幸矢そうだったんです。あの頃はダビングも簡単にはできなかったですからね。持っていれば宝だったんですけどね。で、結局、そのカセットが決め手になって、スティービーが勝ったんですね。その報告はスティービーの通訳スタッフからあったのかな。まずは良かったって話でしたね。

――その後、「リメンバー・マイ・ラブ」をスティービーがプレゼントしてくれるんですね。
幸矢いつの来日だったかな。日本公演に彼が来た時に、彼のホテルに呼ばれて行ったんですよ。そこで、彼は一人で曲を作っていてね。「リメンバー・マイ・ラブ」っていう曲だっていうんですよ。その時僕は、いい曲だな、くらいにしか思っていなかったんですけど。また次の日に行ったのかな、そこで彼にスタジオを取ってくれって言われたんですね。で、当時新宿にあったテイクワンスタジオを取ってあげてね。レコーディングの様子を見に行ったら、「実は今録音しているこの曲は君のために作った曲なんだ、僕の友情を忘れないで欲しい」って言われたんですね。

――素敵なエピソードですね。こうやって今、改めて話題になったこのエピソードをどう思いますか。
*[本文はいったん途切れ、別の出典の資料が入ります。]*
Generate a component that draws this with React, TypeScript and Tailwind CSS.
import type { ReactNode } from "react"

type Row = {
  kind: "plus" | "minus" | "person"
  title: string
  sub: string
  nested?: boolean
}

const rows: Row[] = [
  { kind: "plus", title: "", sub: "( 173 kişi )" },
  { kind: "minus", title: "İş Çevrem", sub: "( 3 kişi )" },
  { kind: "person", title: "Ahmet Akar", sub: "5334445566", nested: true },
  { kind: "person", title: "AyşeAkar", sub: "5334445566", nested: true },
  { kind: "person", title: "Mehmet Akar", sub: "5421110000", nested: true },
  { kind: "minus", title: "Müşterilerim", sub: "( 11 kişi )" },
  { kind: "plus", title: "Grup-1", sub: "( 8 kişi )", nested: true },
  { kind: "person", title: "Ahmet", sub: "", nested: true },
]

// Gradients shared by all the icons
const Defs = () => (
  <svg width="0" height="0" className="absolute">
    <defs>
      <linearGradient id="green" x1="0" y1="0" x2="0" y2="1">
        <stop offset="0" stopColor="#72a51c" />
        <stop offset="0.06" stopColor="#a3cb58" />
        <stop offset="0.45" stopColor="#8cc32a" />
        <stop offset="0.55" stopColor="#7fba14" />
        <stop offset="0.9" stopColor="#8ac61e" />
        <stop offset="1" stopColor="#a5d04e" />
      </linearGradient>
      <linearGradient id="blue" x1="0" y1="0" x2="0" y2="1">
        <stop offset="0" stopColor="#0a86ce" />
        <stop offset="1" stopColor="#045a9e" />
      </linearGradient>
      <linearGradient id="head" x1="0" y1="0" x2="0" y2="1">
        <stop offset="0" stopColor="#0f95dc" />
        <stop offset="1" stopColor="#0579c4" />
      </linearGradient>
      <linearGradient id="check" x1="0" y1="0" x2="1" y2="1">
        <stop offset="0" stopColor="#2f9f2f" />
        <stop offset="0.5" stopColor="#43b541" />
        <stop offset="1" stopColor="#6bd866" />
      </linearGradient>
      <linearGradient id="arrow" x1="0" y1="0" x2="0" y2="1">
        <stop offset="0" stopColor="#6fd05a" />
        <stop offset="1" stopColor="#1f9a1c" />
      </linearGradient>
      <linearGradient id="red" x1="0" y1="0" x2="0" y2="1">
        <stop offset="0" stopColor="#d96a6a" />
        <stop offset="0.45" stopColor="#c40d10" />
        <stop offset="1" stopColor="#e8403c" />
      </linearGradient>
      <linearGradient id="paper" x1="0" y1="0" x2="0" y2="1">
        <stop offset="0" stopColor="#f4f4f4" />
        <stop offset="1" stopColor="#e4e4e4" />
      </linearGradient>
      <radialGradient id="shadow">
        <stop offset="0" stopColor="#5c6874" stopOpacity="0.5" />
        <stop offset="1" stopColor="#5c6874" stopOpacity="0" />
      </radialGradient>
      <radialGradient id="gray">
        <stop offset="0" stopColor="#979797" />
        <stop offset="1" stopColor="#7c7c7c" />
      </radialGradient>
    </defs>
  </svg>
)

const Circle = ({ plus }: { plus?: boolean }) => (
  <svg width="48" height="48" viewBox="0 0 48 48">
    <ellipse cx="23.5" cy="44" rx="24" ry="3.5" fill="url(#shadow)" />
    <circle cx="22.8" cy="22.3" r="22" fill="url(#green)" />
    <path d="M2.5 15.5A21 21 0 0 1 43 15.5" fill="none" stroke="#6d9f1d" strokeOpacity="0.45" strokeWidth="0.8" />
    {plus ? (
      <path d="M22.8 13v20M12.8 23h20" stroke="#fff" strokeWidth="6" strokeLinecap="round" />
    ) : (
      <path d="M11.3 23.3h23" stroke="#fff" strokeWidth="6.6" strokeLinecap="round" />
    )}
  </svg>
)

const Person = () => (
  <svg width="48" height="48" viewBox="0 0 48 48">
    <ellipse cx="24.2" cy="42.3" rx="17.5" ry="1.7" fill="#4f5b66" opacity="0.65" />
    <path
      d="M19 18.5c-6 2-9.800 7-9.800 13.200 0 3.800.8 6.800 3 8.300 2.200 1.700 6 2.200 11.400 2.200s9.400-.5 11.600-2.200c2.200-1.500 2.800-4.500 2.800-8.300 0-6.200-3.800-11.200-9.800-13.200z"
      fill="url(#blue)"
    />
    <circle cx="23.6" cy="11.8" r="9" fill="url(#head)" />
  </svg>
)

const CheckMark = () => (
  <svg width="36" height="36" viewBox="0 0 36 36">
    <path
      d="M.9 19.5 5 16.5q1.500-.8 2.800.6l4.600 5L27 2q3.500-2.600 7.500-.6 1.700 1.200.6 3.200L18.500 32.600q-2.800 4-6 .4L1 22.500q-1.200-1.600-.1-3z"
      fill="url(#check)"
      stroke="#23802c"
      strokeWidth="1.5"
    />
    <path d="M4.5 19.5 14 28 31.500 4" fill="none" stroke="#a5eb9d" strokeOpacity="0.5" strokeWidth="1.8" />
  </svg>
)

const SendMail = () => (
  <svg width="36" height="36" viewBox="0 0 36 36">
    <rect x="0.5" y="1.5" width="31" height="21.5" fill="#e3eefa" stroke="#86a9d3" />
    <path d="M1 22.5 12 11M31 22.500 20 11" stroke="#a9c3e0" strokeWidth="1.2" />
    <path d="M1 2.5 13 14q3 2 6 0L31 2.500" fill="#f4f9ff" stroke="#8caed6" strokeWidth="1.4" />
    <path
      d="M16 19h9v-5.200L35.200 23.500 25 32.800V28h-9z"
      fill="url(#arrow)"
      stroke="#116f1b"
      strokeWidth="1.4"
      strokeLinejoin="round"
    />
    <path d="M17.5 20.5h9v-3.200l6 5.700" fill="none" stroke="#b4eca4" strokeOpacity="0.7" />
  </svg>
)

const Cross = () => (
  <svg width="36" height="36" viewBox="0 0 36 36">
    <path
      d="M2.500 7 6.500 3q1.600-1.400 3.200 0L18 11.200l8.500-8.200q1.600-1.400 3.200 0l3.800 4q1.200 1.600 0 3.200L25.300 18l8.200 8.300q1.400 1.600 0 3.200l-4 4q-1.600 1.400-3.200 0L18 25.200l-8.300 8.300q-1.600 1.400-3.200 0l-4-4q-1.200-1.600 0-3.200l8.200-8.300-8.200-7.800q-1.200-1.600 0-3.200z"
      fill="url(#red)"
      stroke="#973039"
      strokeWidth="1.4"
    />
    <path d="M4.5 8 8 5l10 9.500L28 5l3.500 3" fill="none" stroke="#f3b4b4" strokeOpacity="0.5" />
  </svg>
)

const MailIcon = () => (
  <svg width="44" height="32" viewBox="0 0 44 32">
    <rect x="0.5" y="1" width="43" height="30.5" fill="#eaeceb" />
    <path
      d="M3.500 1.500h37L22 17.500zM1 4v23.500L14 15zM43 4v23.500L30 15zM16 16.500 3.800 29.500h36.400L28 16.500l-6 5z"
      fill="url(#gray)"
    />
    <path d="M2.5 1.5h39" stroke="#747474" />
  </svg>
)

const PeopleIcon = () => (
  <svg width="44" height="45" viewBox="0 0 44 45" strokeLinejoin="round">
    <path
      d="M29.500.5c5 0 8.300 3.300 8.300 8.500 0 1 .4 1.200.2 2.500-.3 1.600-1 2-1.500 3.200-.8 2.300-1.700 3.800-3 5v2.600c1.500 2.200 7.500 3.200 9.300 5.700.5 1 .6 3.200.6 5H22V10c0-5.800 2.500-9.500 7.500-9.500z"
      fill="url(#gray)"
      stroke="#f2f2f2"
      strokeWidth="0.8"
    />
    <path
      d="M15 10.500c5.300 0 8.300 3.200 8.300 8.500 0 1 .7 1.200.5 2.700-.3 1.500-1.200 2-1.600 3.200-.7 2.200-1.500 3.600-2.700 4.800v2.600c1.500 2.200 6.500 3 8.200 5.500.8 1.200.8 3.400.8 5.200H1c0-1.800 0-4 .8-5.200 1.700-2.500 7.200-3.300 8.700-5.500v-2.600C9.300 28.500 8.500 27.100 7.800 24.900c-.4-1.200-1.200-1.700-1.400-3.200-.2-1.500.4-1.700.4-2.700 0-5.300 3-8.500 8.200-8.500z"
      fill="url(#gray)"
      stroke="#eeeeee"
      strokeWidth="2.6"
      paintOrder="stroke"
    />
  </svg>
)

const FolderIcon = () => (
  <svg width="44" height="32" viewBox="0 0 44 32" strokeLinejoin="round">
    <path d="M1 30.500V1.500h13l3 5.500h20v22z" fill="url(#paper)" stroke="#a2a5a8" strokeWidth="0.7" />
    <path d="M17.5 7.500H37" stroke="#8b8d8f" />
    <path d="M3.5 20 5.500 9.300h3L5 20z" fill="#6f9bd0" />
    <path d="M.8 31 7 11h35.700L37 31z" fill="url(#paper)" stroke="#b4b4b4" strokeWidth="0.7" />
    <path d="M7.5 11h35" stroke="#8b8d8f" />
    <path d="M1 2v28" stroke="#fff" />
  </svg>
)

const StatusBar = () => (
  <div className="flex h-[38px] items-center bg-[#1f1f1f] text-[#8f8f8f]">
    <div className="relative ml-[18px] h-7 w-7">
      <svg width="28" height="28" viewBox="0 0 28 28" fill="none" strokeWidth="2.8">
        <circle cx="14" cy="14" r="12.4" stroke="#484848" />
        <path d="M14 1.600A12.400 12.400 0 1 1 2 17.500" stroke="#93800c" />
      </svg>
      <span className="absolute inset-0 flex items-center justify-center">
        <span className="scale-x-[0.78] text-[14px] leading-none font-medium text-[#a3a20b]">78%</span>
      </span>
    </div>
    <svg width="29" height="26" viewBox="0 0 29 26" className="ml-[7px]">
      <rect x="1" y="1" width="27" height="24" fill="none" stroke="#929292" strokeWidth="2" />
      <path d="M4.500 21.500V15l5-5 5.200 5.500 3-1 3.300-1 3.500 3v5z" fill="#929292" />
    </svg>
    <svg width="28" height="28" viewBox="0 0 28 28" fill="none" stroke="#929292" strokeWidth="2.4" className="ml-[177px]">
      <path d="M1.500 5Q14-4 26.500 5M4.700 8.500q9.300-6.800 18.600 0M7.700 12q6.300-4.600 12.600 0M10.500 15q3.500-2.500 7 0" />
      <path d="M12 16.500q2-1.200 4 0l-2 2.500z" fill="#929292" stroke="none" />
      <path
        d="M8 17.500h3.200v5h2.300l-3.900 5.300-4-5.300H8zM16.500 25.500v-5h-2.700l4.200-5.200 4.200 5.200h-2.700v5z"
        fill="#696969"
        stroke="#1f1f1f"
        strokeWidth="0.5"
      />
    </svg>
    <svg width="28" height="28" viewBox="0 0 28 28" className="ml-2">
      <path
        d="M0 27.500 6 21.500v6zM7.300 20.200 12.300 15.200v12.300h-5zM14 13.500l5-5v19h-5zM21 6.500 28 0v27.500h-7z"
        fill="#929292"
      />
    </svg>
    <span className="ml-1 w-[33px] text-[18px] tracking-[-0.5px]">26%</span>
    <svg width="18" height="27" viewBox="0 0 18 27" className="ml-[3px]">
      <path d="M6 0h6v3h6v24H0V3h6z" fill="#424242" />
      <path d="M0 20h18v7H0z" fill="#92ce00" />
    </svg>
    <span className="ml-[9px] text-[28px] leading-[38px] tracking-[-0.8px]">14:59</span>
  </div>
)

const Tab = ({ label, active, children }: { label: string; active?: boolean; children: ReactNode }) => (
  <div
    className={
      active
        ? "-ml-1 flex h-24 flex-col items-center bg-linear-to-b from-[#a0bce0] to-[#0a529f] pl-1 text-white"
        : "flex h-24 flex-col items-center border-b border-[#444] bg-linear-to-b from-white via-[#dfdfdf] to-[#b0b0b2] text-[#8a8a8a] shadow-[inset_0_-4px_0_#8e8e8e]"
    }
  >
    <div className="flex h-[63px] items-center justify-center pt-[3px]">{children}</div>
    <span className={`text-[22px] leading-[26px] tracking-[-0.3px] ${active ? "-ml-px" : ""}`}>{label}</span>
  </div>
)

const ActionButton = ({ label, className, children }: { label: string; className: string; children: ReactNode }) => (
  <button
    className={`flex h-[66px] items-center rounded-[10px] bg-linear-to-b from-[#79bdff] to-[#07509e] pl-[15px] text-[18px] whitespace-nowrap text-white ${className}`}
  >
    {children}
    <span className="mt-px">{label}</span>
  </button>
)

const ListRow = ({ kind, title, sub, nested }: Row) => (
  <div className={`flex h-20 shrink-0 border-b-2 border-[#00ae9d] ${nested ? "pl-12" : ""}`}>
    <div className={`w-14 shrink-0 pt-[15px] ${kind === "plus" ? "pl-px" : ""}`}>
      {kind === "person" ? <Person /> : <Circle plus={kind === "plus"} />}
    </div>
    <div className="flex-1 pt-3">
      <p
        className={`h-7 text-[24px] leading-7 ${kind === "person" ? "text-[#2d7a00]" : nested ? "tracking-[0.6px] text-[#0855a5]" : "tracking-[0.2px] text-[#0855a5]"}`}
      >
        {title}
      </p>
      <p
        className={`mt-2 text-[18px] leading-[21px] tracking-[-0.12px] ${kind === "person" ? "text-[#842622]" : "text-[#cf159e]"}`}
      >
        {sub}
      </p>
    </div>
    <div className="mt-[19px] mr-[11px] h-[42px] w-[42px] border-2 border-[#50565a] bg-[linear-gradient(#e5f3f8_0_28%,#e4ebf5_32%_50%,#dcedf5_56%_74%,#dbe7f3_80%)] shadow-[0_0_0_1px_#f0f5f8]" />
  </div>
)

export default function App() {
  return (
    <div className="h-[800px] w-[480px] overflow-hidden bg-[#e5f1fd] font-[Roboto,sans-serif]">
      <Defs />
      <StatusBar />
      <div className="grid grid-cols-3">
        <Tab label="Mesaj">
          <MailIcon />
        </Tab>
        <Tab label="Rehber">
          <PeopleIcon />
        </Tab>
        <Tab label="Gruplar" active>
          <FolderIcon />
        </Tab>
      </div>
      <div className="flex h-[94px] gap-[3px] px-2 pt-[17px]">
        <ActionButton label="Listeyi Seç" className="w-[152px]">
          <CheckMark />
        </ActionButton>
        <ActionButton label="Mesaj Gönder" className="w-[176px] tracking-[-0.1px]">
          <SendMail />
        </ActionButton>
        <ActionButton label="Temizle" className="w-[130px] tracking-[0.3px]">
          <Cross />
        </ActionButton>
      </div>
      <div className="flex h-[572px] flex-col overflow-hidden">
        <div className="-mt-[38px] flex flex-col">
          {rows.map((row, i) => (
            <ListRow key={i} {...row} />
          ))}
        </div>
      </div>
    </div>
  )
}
幸矢スティービーという人間の素晴らしさを改めて感じますね。最初に曲提供のお願いをした時、スタッフの人たちは「日本のよくわからないミュージシャンに、曲をあげることはないじゃないか」って言ってた訳で、それを振り切って僕たちに曲を提供してくれた訳ですから。「リメンバー・マイ・ラブ」も曲そのものが友情の証ということをはっきりとわからせてくれる作品ですし。